NVDA and the Nasdaq are way down today as news over the weekend of software (rather than hardware) improvements in AI technology. Some China AI firm put out their models publicly and they are both 1) really good, comparable to the best, and 2) apparently done using 2% of the hardware resources.
Good article here:
Excerpts
Perhaps the most extraordinary thing about this [revolutionary Chain-of-Thought (“COT”) models] approach, beyond the fact that it works at all, is that the more logic/COT tokens you use, the better it works. Suddenly, you now have an additional dial you can turn so that, as you increase the amount of COT reasoning tokens (which uses a lot more inference compute, both in terms of FLOPS and memory), the higher the probability is that you will give a correct response— code that runs the first time without errors, or a solution to a logic problem without an obviously wrong deductive step.
The first time I tried the O1 model from OpenAI was like a revelation: I was amazed how often the [python programming] code would be perfect the very first time. And that’s because the COT process automatically finds and fixes problems before they ever make it to a final response
The number of researchers showing up at the big research conferences like Neurips and ICML went up very, very dramatically. All the smart students who might have previously studied financial derivatives were instead studying Transformers, and $1mm+ compensation packages for non-executive engineering roles (i.e., for independent contributors not managing a team) became the norm at the leading AI labs.
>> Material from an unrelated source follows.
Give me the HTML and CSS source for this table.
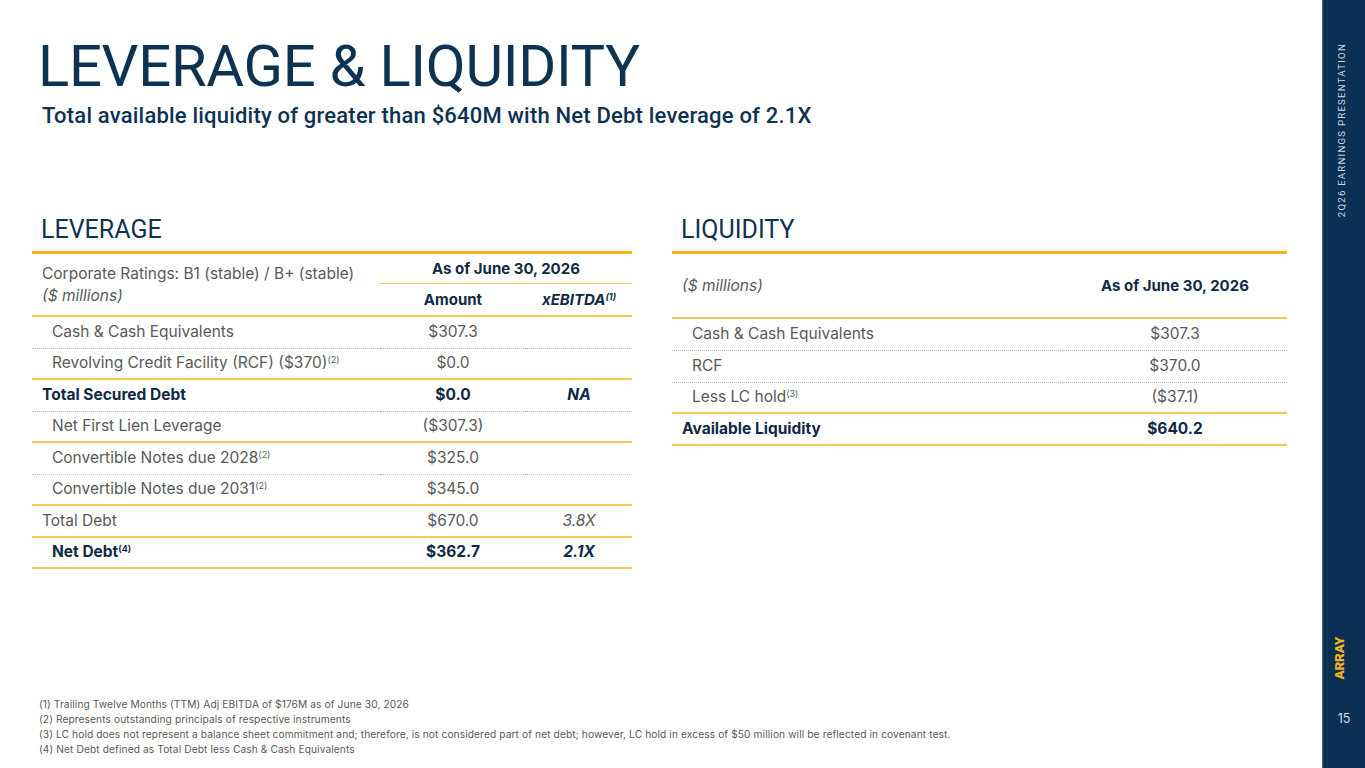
FILE: index.html
```html
<!DOCTYPE html>
<html lang="en">
<head>
<meta charset="utf-8">
<title>Leverage &amp; Liquidity</title>
<link rel="stylesheet" href="styles.css">
</head>
<body>
<div class="slide">
  <main class="content">
    <h1 class="title">LEVERAGE &amp; LIQUIDITY</h1>
    <p class="subtitle">Total available liquidity of greater than $640M with Net Debt leverage of 2.1X</p>

    <div class="panels">
      <section class="panel panel-left">
        <h2 class="panel-title">LEVERAGE</h2>
        <table class="tbl tbl-lev">
          <colgroup>
            <col class="c-label-l">
            <col class="c-amt">
            <col class="c-x">
          </colgroup>
          <thead>
            <tr class="h1row">
              <th class="hlabel" rowspan="2">
                <span class="hl-line">Corporate Ratings: B1 (stable) / B+ (stable)</span>
                <span class="hl-line hl-it">($ millions)</span>
              </th>
              <th class="asof" colspan="2">As of June 30, 2026</th>
            </tr>
            <tr class="h2row">
              <th class="hcol">Amount</th>
              <th class="hcol hcol-it">xEBITDA<sup class="fn fn-b">(1)</sup></th>
            </tr>
          </thead>
          <tbody>
            <tr class="r dot">
              <td class="lbl sub">Cash &amp; Cash Equivalents</td>
              <td class="num">$307.3</td>
              <td class="num"></td>
            </tr>
            <tr class="r gold">
              <td class="lbl sub">Revolving Credit Facility (RCF) ($370)<sup class="fn">(2)</sup></td>
              <td class="num">$0.0</td>
              <td class="num"></td>
            </tr>
            <tr class="r dot strong">
              <td class="lbl">Total Secured Debt</td>
              <td class="num">$0.0</td>
              <td class="num it">NA</td>
            </tr>
            <tr class="r gold">
              <td class="lbl sub">Net First Lien Leverage</td>
              <td class="num">($307.3)</td>
              <td class="num"></td>
            </tr>
            <tr class="r dot">
              <td class="lbl sub">Convertible Notes due 2028<sup class="fn">(2)</sup></td>
              <td class="num">$325.0</td>
              <td class="num"></td>
            </tr>
            <tr class="r gold">
              <td class="lbl sub">Convertible Notes due 2031<sup class="fn">(2)</sup></td>
              <td class="num">$345.0</td>
              <td class="num"></td>
            </tr>
            <tr class="r gold">
              <td class="lbl">Total Debt</td>
              <td class="num">$670.0</td>
              <td class="num it">3.8X</td>
            </tr>
            <tr class="r gold strong">
              <td class="lbl sub">Net Debt<sup class="fn fn-b">(4)</sup></td>
              <td class="num">$362.7</td>
              <td class="num it">2.1X</td>
            </tr>
          </tbody>
        </table>
      </section>

      <section class="panel panel-right">
        <h2 class="panel-title">LIQUIDITY</h2>
        <table class="tbl tbl-liq">
          <colgroup>
            <col class="c-label-r">
            <col class="c-val">
          </colgroup>
          <thead>
            <tr class="hrow-liq">
              <th class="hlabel"><span class="hl-it">($ millions)</span></th>
              <th class="asof-r">As of June 30, 2026</th>
            </tr>
          </thead>
          <tbody>
            <tr class="r dot">
              <td class="lbl sub">Cash &amp; Cash Equivalents</td>
              <td class="num">$307.3</td>
            </tr>
            <tr class="r dot">
              <td class="lbl sub">RCF</td>
              <td class="num">$370.0</td>
            </tr>
            <tr class="r gold">
              <td class="lbl sub">Less LC hold<sup class="fn">(3)</sup></td>
              <td class="num">($37.1)</td>
            </tr>
            <tr class="r gold strong">
              <td class="lbl">Available Liquidity</td>
              <td class="num">$640.2</td>
            </tr>
          </tbody>
        </table>
      </section>
    </div>

    <div class="footnotes">
      <p>(1) Trailing Twelve Months (TTM) Adj EBITDA of $176M as of June 30, 2026</p>
      <p>(2) Represents outstanding principals of respective instruments</p>
      <p>(3) LC hold does not represent a balance sheet commitment and; therefore, is not considered part of net debt; however, LC hold in excess of $50 million will be reflected in covenant test.</p>
      <p>(4) Net Debt defined as Total Debt less Cash &amp; Cash Equivalents</p>
    </div>
  </main>

  <aside class="sidebar">
    <div class="side-title">2Q26 EARNINGS PRESENTATION</div>
    <div class="side-logo">ARRAY</div>
    <div class="side-page">15</div>
  </aside>
</div>
</body>
</html>
```

FILE: styles.css
```css
* { box-sizing: border-box; }

html, body {
  margin: 0;
  padding: 0;
  background: #ffffff;
}

body {
  font-family: "Inter", "Roboto", "Liberation Sans", sans-serif;
  color: #595959;
}

.slide {
  width: 1365px;
  height: 768px;
  display: flex;
  overflow: hidden;
}

/* ---------- main content ---------- */
.content {
  flex: 1;
  display: flex;
  flex-direction: column;
  padding: 37px 35px 11px 32px;
}

.title {
  margin: 0;
  padding-left: 6px;
  font-family: "Roboto", "Liberation Sans", sans-serif;
  font-weight: 400;
  font-size: 58px;
  line-height: 58px;
  letter-spacing: -0.3px;
  color: #0d3353;
}

.subtitle {
  margin: 10px 0 0;
  padding-left: 10px;
  font-family: "Roboto", "Liberation Sans", sans-serif;
  font-weight: 500;
  font-size: 22px;
  line-height: 22px;
  letter-spacing: 0.2px;
  color: #0d3353;
}

.panels {
  display: flex;
  gap: 40px;
  margin-top: 90px;
}

.panel-left { width: 600px; }
.panel-right { width: 615px; }

.panel-title {
  margin: 0 0 9px;
  padding-left: 9px;
  font-family: "Roboto", "Liberation Sans", sans-serif;
  font-weight: 400;
  font-size: 25px;
  line-height: 25px;
  color: #0d3353;
}

/* ---------- tables ---------- */
.tbl {
  width: 100%;
  border-collapse: separate;
  border-spacing: 0;
  border-top: 3px solid #f4b41a;
  table-layout: fixed;
  font-size: 15.5px;
}

.c-label-l { width: 348px; }
.c-amt { width: 146px; }
.c-x { width: 106px; }
.c-label-r { width: 391px; }
.c-val { width: 224px; }

.tbl th, .tbl td {
  padding: 0;
  font-weight: 400;
}

.hlabel {
  text-align: left;
  padding-left: 10px !important;
  vertical-align: middle;
  color: #595959;
  line-height: 22px;
  border-bottom: 2px solid #f7c953;
}

.hl-line { display: block; }
.hl-it { font-style: italic; }

.h1row { height: 30px; }
.h2row { height: 33px; }

.asof {
  font-weight: 700 !important;
  font-size: 15px;
  color: #102a46;
  text-align: center;
  vertical-align: bottom;
  padding-bottom: 5px !important;
  border-bottom: 1.5px solid #f7c953;
}

.hcol {
  font-weight: 700 !important;
  font-size: 15px;
  color: #102a46;
  text-align: center;
  vertical-align: middle;
  border-bottom: 2px solid #f7c953;
}

.hcol-it { font-style: italic; }

.hrow-liq { height: 65px; }

.asof-r {
  font-weight: 700 !important;
  font-size: 15px;
  color: #102a46;
  text-align: center;
  vertical-align: middle;
  border-bottom: 2px solid #f7c953;
}

.r td {
  height: 31.5px;
  vertical-align: middle;
  line-height: 18px;
}

.tbl-liq .r td { height: 31.75px; }

.r.dot td { border-bottom: 1px dotted #b8b8b8; }
.r.gold td { border-bottom: 2px solid #f7c953; }

.lbl {
  text-align: left;
  padding-left: 10px !important;
  white-space: nowrap;
}

.lbl.sub { padding-left: 20px !important; }

.num { text-align: center; }
.it { font-style: italic; }

.strong td {
  font-weight: 700;
  color: #102a46;
}

.fn {
  font-size: 9px;
  vertical-align: 5px;
  line-height: 0;
}

.fn-b { font-weight: 700; }

/* ---------- footnotes ---------- */
.footnotes {
  margin-top: auto;
  padding-left: 7px;
  font-size: 10.2px;
  line-height: 15px;
  letter-spacing: 0.1px;
  color: #595959;
}

.footnotes p { margin: 0; }

/* ---------- sidebar ---------- */
.sidebar {
  width: 43px;
  flex: none;
  background: #0a3154;
  border-left: 1px solid #46698c;
  display: flex;
  flex-direction: column;
  align-items: center;
  padding: 43px 0 42px;
}

.side-title {
  writing-mode: vertical-rl;
  transform: rotate(180deg);
  font-family: "Roboto", "Liberation Sans", sans-serif;
  font-size: 9.6px;
  letter-spacing: 1.25px;
  line-height: 10px;
  color: #cdd8e4;
  margin-left: -4px;
  white-space: nowrap;
}

.side-logo {
  margin-top: auto;
  writing-mode: vertical-rl;
  transform: rotate(180deg);
  font-family: "Roboto", "Liberation Sans", sans-serif;
  font-weight: 900;
  font-size: 13.5px;
  line-height: 13px;
  letter-spacing: -0.2px;
  color: #f5b31c;
  margin-left: -10px;
}

.side-page {
  margin-top: 32px;
  font-family: "Inter", "Roboto", sans-serif;
  font-size: 12.5px;
  line-height: 15px;
  color: #d6dee8;
}
```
a small Chinese startup called DeepSeek released two new models that have basically world-competitive performance levels on par with the best models from OpenAI and Anthropic… this model is absolutely legit, DeepSeek has made profound advancements not just in model quality but more importantly in model training and inference efficiency. Another major breakthrough is their multi-token prediction system. Most Transformer based LLM models do inference by predicting the next token— one token at a time. DeepSeek figured out how to predict multiple tokens while maintaining the quality you’d get from single-token prediction…One very strong indicator that it’s true is the cost of DeepSeek’s API: despite this nearly best-in-class model performance, DeepSeek charges something like 95% less money for inference requests via its API than comparable models from OpenAI and Anthropic. using pure reinforcement learning with carefully crafted reward functions, they managed to get models to develop sophisticated reasoning capabilities completely autonomously. This wasn’t just about solving problems— the model organically learned to generate long chains of thought, self-verify its work, and allocate more computation time to harder problems.